Enforcing the rules at Lake Macbride State Park– even with its recent spate of alcohol-related skirmishes at the public beach that caused the DNR to institute an early closing time– is a far cry from Rocca’s experience at Lake Manawa.
Manawa is one of two Iowa State Parks within city limits, and burgeoning populations in Council Bluffs and Omaha have brought a higher level of criminal activity that often overflowed into the park.
“Each park has its own different user bases,” said Rocca. “Lake Manawa was intensive law enforcement.”
Rocca said the public has the perception park rangers aren’t the same kind of law enforcement officers as police or sheriff personnel.
“We do the same things police departments can do. In fact, sometimes we work with police departments in their training, so if we respond to assist, or they come to assist us, we are consistent in our response.”
Rocca became a certified defensive tactics instructor for the DNR and is a certified OWI instructor, allowing him to teach other rangers how to assess and handle interactions that could become combative. The DNR also trains its own instructors for dealing with firearms and for driving while in pursuit.
“There have been situations when we’ve gone to cite a person, or ask for their drivers license, and people say, ‘you’re just a rent-a-cop, you can’t do anything,” he said. “We’ve also had people who try to outrun us, thinking if they got outside the park grounds, we couldn’t do anything. That’s not the case. We are certified officers, sworn to uphold any law under the Code of Iowa.”
In addition to law enforcement, park rangers assist with maintaining the park and its facilities all year long, and must be knowledgeable in how to support the park’s natural resources as well as possess skills in areas like construction and equipment repair.
“You become a jack-of-all-trades,” said Rocca. “You take a sense of pride in what you do, trying to make it a safe, clean place for people to come for recreation.”

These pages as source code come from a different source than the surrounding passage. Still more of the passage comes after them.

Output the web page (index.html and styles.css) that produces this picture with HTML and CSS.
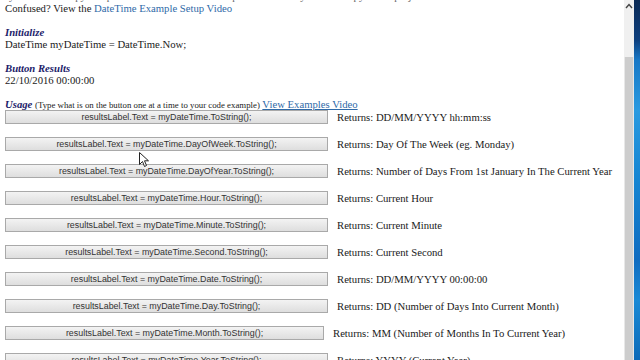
FILE: index.html
```html
<!DOCTYPE html>
<html>
<head>
<meta charset="utf-8">
<link rel="stylesheet" href="styles.css">
</head>
<body>
<div class="screen">
  <div class="page">
    <div class="content">
      <p class="line cut">you can also copy and paste the code from the examples below into your own copy of the project</p>
      <p class="line">Confused? View the <a class="link" href="#">DateTime Example Setup Video</a></p>
      <div class="block">
        <h3 class="head">Initialize</h3>
        <p class="line">DateTime myDateTime = DateTime.Now;</p>
      </div>
      <div class="block">
        <h3 class="head">Button Results</h3>
        <p class="line">22/10/2016 00:00:00</p>
      </div>
      <div class="block usage">
        <p class="line"><span class="head inline">Usage</span> <span class="note">(Type what is on the button one at a time to your code example)</span> <a class="link ul" href="#">View Examples Video</a></p>
      </div>
      <div class="rows">
        <div class="row"><button class="btn">resultsLabel.Text = myDateTime.ToString();</button><span class="ret">Returns: DD/MM/YYYY hh:mm:ss</span></div>
        <div class="row"><button class="btn">resultsLabel.Text = myDateTime.DayOfWeek.ToString();</button><span class="ret">Returns: Day Of The Week (eg. Monday)</span></div>
        <div class="row"><button class="btn">resultsLabel.Text = myDateTime.DayOfYear.ToString();</button><span class="ret">Returns: Number of Days From 1st January In The Current Year</span></div>
        <div class="row"><button class="btn">resultsLabel.Text = myDateTime.Hour.ToString();</button><span class="ret">Returns: Current Hour</span></div>
        <div class="row"><button class="btn">resultsLabel.Text = myDateTime.Minute.ToString();</button><span class="ret">Returns: Current Minute</span></div>
        <div class="row"><button class="btn">resultsLabel.Text = myDateTime.Second.ToString();</button><span class="ret">Returns: Current Second</span></div>
        <div class="row"><button class="btn">resultsLabel.Text = myDateTime.Date.ToString();</button><span class="ret">Returns: DD/MM/YYYY 00:00:00</span></div>
        <div class="row"><button class="btn">resultsLabel.Text = myDateTime.Day.ToString();</button><span class="ret">Returns: DD (Number of Days Into Current Month)</span></div>
        <div class="row"><button class="btn narrow">resultsLabel.Text = myDateTime.Month.ToString();</button><span class="ret">Returns: MM (Number of Months In To Current Year)</span></div>
        <div class="row"><button class="btn">resultsLabel.Text = myDateTime.Year.ToString();</button><span class="ret">Returns: YYYY (Current Year)</span></div>
      </div>
    </div>
    <svg class="cursor" width="10" height="16" viewBox="0 0 10 16"><path d="M0.5 0.5 L0.5 12.5 L3.5 9.5 L5.5 14.5 L7.5 13.5 L5.5 8.8 L9.5 8.8 Z" fill="#fff" stroke="#222" stroke-width="1"/></svg>
  </div>
  <div class="scrollbar">
    <div class="sb-track"><svg class="sb-arrow" width="8" height="6" viewBox="0 0 8 6"><path d="M1 5 L4 1.5 L7 5" fill="none" stroke="#444" stroke-width="1.4"/></svg></div>
    <div class="sb-thumb"></div>
  </div>
  <div class="desktop"></div>
</div>
</body>
</html>
```
FILE: styles.css
```css
html, body {
  margin: 0;
  padding: 0;
  background: #fff;
}
.screen {
  display: flex;
  width: 640px;
  height: 360px;
  overflow: hidden;
}
.page {
  position: relative;
  flex: 1;
  overflow: hidden;
  background: #fff;
}
.content {
  margin-top: -10px;
  padding-left: 5px;
  font-family: "Liberation Serif", "Times New Roman", serif;
  font-size: 10.7px;
  line-height: 12px;
  color: #1a1a1a;
}
.line {
  margin: 0;
  white-space: nowrap;
}
.cut {
  color: #666;
  padding-left: 4px;
}
.block {
  margin-top: 12px;
}
.head {
  margin: 0;
  font-size: 10.7px;
  font-weight: bold;
  font-style: italic;
  color: #1c1c6a;
  line-height: 12px;
}
.link {
  color: #2f6aa8;
  text-decoration: none;
}
.link.ul {
  text-decoration: underline;
}
.note {
  font-size: 8.8px;
}
.rows {
  display: flex;
  flex-direction: column;
  margin-top: -8px;
}
.row {
  display: flex;
  align-items: center;
  height: 27px;
}
.btn {
  flex-shrink: 0;
  width: 323px;
  height: 14px;
  padding: 0;
  border: 1px solid #a9a9a9;
  border-radius: 0;
  background: linear-gradient(#f3f3f3, #dedede);
  font-family: "Liberation Sans", Arial, sans-serif;
  font-size: 8.9px;
  color: #333;
  line-height: 12px;
  text-align: center;
  white-space: nowrap;
}
.btn.narrow {
  width: 319px;
}
.ret {
  margin-left: 9px;
  white-space: nowrap;
}
.cursor {
  position: absolute;
  left: 139px;
  top: 152px;
}
.scrollbar {
  width: 10px;
  display: flex;
  flex-direction: column;
  background: #e8e8e8;
}
.sb-track {
  height: 57px;
  background: #f0f0f0;
  display: flex;
  justify-content: center;
  padding-top: 3px;
  box-sizing: border-box;
}
.sb-thumb {
  flex: 1;
  background: #cdcdcd;
  margin: 0 1px;
}
.desktop {
  width: 6px;
  background: linear-gradient(#0b2a55 0px, #0d3f7e 40px, #1878c6 60px, #2a9ae0 110px, #1585d2 180px, #0f6cc0 260px, #1a8ad6 300px, #0c6ab8 360px);
}
```
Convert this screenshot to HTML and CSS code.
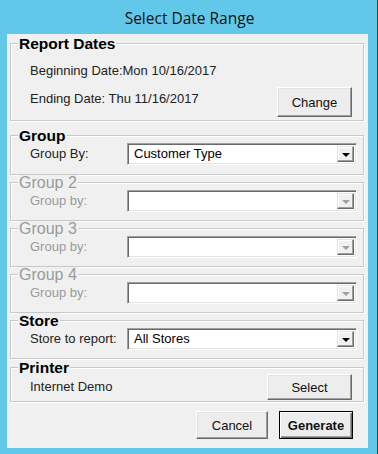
FILE: index.html
```html
<!DOCTYPE html>
<html>
<head>
<meta charset="utf-8">
<link rel="stylesheet" href="styles.css">
</head>
<body>
<div class="window">
  <div class="titlebar">Select Date Range</div>
  <div class="panel">
    <div class="group g-report">
      <span class="legend">Report Dates</span>
      <div class="text-row first">Beginning Date:Mon 10/16/2017</div>
      <div class="date-row">
        <span class="text-row">Ending Date: Thu 11/16/2017</span>
        <button class="btn btn-change">Change</button>
      </div>
    </div>

    <div class="group g-main">
      <span class="legend">Group</span>
      <div class="field-row">
        <span class="label">Group By:</span>
        <div class="combo"><span class="value">Customer Type</span><span class="drop"><i class="arrow"></i></span></div>
      </div>
    </div>

    <div class="group g-sub disabled">
      <span class="legend">Group 2</span>
      <div class="field-row">
        <span class="label">Group by:</span>
        <div class="combo"><span class="value"></span><span class="drop"><i class="arrow"></i></span></div>
      </div>
    </div>

    <div class="group g-sub disabled">
      <span class="legend">Group 3</span>
      <div class="field-row">
        <span class="label">Group by:</span>
        <div class="combo"><span class="value"></span><span class="drop"><i class="arrow"></i></span></div>
      </div>
    </div>

    <div class="group g-sub disabled">
      <span class="legend">Group 4</span>
      <div class="field-row">
        <span class="label">Group by:</span>
        <div class="combo"><span class="value"></span><span class="drop"><i class="arrow"></i></span></div>
      </div>
    </div>

    <div class="group g-sub">
      <span class="legend">Store</span>
      <div class="field-row">
        <span class="label">Store to report:</span>
        <div class="combo"><span class="value">All Stores</span><span class="drop"><i class="arrow"></i></span></div>
      </div>
    </div>

    <div class="group g-printer">
      <span class="legend">Printer</span>
      <div class="printer-row">
        <span class="label">Internet Demo</span>
        <button class="btn btn-select">Select</button>
      </div>
    </div>

    <div class="actions">
      <button class="btn btn-cancel">Cancel</button>
      <button class="btn btn-generate">Generate</button>
    </div>
  </div>
</div>
</body>
</html>
```
FILE: styles.css
```css
* { box-sizing: border-box; }
html, body { margin: 0; padding: 0; background: #ffffff; }
body {
  font-family: "Liberation Sans", Arial, sans-serif;
  font-size: 13px;
  color: #222;
}
.window {
  width: 378px;
  height: 454px;
  background: #62c8ea;
  border-right: 1px solid #3c3c3c;
  display: flex;
  flex-direction: column;
}
.titlebar {
  height: 34px;
  line-height: 36px;
  text-align: center;
  font-family: "Open Sans", "Noto Sans", sans-serif;
  font-size: 15.5px;
  color: #111;
  padding-left: 2px;
}
.panel {
  margin-left: 7px;
  width: 361px;
  height: 414px;
  background: #f0f0f0;
  padding: 9px 4px 0 3px;
  display: flex;
  flex-direction: column;
}
.group {
  border: 1px solid #c8c8c8;
  box-shadow: inset 1px 1px 0 #fff, 1px 1px 0 #fff;
  padding: 0 0 0 19px;
  display: flex;
  flex-direction: column;
  align-items: flex-start;
}
.legend {
  display: inline-block;
  margin: -8px 0 0 -12px;
  padding: 0 1px;
  height: 16px;
  line-height: 16px;
  background: #f0f0f0;
  font-weight: bold;
  font-size: 15.5px;
  color: #000;
}
.disabled .legend,
.disabled .label { color: #9a9a9a; }
.disabled .legend { font-weight: normal; font-size: 16px; }

.g-report { height: 78px; }
.text-row { line-height: 16px; display: block; }
.text-row.first { margin-top: 11px; }
.date-row {
  margin-top: 8px;
  width: 100%;
  display: flex;
  justify-content: space-between;
  align-items: flex-start;
  padding-right: 11px;
}
.date-row .text-row { margin-top: 4px; }
.btn-change { width: 75px; height: 30px; }

.g-main { margin-top: 14px; height: 40px; }
.g-sub { margin-top: 7px; height: 39px; }
.field-row {
  display: flex;
  align-items: center;
  height: 22px;
  margin-top: -1px;
}
.label { width: 97px; line-height: 16px; }
.combo {
  width: 230px;
  height: 22px;
  background: #fff;
  border: 1px solid;
  border-color: #a0a0a0 #ffffff #ffffff #a0a0a0;
  box-shadow: inset 1px 1px 0 #696969, inset -1px -1px 0 #e3e3e3;
  display: flex;
  align-items: center;
  padding: 2px;
}
.value { flex: 1; padding-left: 4px; color: #000; line-height: 16px; }
.drop {
  width: 17px;
  height: 16px;
  background: #f0f0f0;
  border: 1px solid;
  border-color: #e3e3e3 #696969 #696969 #e3e3e3;
  box-shadow: inset -1px -1px 0 #a0a0a0, inset 1px 1px 0 #fff;
  display: flex;
  align-items: center;
  justify-content: center;
}
.arrow {
  width: 0;
  height: 0;
  border-left: 4px solid transparent;
  border-right: 4px solid transparent;
  border-top: 4px solid #000;
  margin-top: 1px;
}
.disabled .arrow { border-top-color: #a0a0a0; }

.g-printer { margin-top: 8px; height: 35px; }
.printer-row {
  width: 100%;
  display: flex;
  justify-content: space-between;
  align-items: center;
  margin-top: -2px;
  padding-right: 11px;
}
.printer-row .label { width: auto; color: #222; }
.btn-select { width: 85px; height: 26px; }

.btn {
  font-family: "Liberation Sans", Arial, sans-serif;
  font-size: 13px;
  color: #111;
  background: #ededed;
  border: 1px solid;
  border-color: #ffffff #696969 #696969 #ffffff;
  box-shadow: inset -1px -1px 0 #a0a0a0, inset 1px 1px 0 #e3e3e3;
  padding: 0;
}
.actions {
  display: flex;
  justify-content: flex-end;
  gap: 11px;
  margin-top: 9px;
  padding-right: 11px;
}
.btn-cancel { width: 72px; height: 28px; }
.btn-generate {
  width: 74px;
  height: 28px;
  font-weight: bold;
  border: 1px solid #000;
  box-shadow: inset 1px 1px 0 #fff, inset -1px -1px 0 #696969, inset -2px -2px 0 #a0a0a0;
}
```
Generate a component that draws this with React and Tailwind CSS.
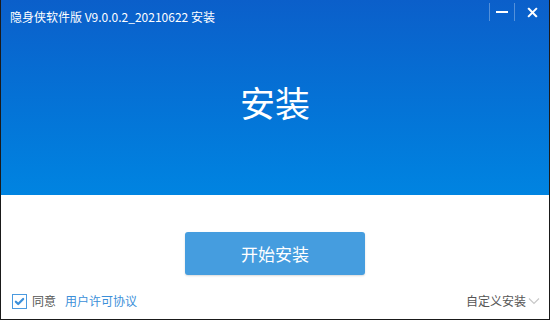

With year-round activities like hiking on its trails and camping at the renovated campground, and seasonal activities such as the free public beach, boat rentals and fishing in summer, and snowmobiling, cross country skiing and ice fishing in the winter. Rocca hopes everyone will enjoy all the park has to offer.
“Macbride is a great place to recreate and bring your family. The campground was just renovated a few years ago, updated with 50 amp electricity with full hookups. We will get the beach turned around, and the lake is a great place for fishing and boating and getting away for the weekend.”
Personally, Rocca said, he is happy to be home.
“I look forward to getting to know people in Solon and the surrounding area for many years,” he said.